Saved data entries

'''

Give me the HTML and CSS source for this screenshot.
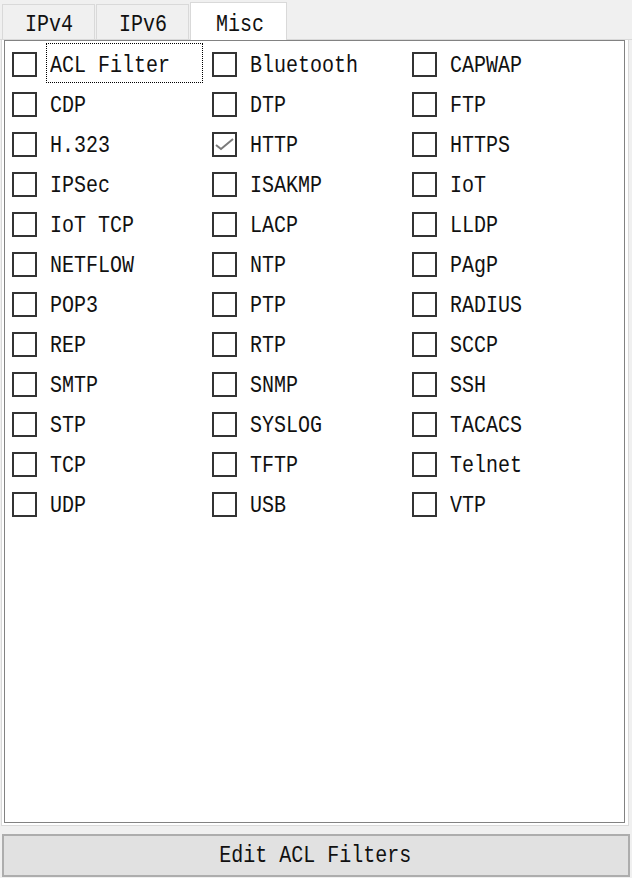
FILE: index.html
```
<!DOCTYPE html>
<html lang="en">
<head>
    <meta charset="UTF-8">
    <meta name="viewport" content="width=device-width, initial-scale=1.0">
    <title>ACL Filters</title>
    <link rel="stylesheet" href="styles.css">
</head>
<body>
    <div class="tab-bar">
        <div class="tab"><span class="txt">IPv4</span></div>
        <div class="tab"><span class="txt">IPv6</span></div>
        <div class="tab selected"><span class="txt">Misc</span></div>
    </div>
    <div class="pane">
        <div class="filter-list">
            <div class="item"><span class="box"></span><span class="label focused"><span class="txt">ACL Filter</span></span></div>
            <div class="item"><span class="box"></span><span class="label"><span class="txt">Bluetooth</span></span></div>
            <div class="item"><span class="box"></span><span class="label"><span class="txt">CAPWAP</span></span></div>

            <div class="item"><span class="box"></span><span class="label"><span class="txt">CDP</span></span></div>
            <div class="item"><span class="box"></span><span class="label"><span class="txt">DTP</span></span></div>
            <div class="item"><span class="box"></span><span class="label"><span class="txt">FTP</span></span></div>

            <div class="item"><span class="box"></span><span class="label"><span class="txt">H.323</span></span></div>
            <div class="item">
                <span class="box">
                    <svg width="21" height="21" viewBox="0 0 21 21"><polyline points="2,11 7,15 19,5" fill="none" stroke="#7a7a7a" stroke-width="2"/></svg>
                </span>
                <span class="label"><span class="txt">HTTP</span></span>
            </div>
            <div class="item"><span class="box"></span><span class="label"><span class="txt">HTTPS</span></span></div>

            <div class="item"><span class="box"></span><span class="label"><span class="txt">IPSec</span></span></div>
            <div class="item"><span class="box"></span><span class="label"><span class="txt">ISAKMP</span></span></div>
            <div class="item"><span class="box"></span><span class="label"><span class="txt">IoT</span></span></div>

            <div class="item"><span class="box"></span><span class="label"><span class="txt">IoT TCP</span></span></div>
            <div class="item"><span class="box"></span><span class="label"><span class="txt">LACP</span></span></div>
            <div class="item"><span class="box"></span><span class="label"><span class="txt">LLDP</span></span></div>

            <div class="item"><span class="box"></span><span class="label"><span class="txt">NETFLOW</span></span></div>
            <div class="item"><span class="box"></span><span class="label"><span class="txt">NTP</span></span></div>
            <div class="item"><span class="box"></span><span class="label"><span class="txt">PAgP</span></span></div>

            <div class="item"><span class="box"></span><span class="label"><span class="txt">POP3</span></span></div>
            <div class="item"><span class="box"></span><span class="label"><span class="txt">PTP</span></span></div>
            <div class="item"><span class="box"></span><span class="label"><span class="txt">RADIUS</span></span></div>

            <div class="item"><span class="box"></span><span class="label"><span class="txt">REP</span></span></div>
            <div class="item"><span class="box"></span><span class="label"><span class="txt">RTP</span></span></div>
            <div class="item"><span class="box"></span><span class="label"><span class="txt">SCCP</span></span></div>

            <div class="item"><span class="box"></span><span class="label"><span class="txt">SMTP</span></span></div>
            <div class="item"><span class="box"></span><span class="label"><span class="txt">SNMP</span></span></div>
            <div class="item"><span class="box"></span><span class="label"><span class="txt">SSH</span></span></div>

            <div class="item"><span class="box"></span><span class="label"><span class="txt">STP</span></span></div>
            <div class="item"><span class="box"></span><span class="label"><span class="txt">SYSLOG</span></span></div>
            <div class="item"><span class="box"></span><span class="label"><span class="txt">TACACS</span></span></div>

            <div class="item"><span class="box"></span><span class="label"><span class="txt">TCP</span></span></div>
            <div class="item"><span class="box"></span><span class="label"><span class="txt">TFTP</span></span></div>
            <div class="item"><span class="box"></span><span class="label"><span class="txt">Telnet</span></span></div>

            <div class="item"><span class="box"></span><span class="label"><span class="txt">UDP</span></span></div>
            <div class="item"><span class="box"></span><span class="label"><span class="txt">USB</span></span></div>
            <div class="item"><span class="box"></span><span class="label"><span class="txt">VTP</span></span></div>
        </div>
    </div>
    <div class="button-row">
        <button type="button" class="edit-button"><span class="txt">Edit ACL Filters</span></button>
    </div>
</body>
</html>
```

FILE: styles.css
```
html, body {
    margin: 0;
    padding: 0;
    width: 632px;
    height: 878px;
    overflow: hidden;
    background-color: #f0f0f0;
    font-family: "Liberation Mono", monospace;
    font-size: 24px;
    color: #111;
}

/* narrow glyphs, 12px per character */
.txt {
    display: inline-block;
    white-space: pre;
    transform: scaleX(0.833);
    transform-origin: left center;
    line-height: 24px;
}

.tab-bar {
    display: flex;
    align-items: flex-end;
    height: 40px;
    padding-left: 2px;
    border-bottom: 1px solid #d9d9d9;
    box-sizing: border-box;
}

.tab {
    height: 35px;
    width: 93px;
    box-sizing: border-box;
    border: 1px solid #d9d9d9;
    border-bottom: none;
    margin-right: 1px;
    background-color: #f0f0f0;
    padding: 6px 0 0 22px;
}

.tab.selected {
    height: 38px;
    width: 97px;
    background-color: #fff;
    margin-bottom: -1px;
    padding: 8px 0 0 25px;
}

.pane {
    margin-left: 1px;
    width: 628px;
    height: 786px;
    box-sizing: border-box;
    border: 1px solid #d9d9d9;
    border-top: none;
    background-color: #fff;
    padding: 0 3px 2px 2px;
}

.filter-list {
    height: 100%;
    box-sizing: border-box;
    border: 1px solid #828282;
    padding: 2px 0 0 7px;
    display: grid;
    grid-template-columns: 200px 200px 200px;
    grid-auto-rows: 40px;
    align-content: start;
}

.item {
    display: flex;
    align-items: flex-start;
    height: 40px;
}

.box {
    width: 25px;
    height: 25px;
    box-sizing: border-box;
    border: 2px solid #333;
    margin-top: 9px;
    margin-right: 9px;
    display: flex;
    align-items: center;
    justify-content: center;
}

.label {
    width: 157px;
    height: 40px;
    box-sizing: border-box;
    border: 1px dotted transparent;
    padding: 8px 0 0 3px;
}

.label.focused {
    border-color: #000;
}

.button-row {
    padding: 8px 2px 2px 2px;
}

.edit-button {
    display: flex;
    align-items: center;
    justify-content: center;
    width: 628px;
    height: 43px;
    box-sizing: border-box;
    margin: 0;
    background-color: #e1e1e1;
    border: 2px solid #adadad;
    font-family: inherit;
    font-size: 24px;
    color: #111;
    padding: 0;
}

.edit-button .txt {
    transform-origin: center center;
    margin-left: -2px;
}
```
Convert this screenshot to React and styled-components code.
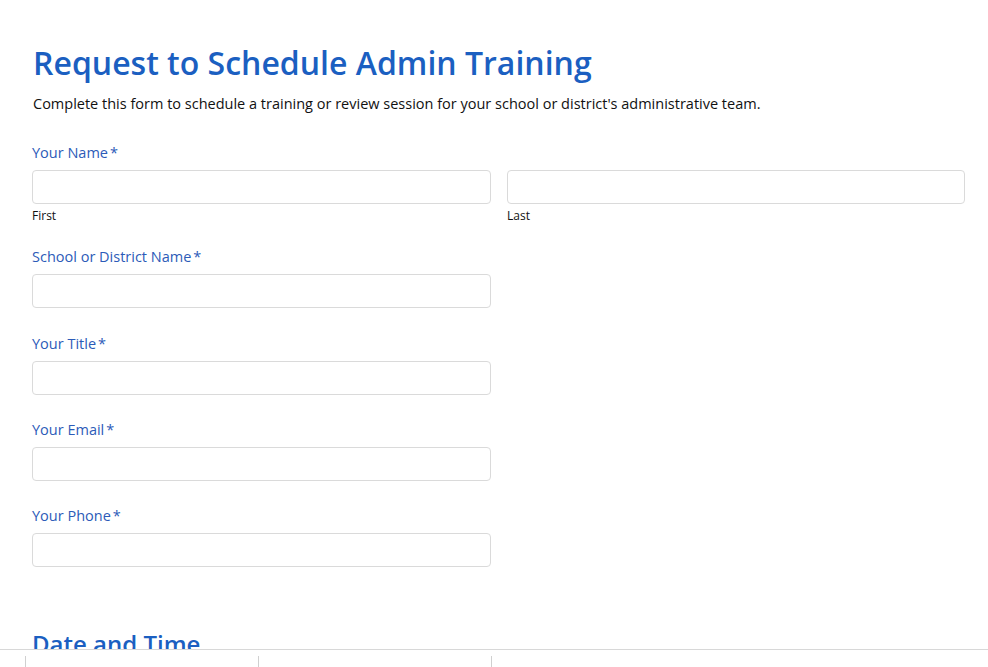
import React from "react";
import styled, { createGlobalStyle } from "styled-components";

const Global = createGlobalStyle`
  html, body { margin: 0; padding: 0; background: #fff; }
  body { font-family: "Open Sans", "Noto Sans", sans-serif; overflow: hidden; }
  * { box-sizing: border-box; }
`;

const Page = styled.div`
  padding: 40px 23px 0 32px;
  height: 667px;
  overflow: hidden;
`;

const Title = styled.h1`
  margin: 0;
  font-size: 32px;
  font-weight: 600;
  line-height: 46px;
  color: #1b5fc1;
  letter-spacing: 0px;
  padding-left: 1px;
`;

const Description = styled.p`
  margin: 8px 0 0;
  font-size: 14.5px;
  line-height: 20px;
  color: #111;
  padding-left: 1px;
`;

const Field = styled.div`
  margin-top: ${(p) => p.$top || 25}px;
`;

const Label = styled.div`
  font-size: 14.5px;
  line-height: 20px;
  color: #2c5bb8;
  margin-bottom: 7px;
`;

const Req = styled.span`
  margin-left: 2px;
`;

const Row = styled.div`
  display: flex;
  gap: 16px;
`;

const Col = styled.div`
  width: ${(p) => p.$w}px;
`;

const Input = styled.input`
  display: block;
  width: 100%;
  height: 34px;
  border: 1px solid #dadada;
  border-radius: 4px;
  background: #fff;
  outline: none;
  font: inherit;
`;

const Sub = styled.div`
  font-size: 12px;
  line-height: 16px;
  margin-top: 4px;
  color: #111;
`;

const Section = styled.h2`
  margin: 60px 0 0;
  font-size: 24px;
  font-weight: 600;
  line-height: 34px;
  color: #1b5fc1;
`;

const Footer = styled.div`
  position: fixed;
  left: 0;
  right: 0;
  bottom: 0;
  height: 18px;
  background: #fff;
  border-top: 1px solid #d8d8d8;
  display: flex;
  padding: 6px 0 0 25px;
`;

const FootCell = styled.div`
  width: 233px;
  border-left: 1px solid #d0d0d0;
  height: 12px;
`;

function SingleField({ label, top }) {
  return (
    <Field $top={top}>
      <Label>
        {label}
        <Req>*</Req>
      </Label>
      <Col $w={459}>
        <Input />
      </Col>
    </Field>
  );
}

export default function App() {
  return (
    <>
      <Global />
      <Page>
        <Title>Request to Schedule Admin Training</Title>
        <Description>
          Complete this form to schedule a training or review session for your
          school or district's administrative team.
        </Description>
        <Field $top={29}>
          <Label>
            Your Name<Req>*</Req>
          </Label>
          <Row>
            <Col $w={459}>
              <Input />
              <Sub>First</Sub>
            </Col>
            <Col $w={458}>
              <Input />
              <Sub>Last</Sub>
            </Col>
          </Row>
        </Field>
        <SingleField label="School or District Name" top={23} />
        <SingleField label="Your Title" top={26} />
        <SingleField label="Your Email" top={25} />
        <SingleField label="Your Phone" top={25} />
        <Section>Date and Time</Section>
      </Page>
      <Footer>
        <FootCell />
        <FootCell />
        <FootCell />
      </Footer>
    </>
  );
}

'''

» **Problem to solve**
Read the entries above, then pull out the lines that include "React".

» **Response to the task**
Convert this screenshot to React and styled-components code.
import React from "react";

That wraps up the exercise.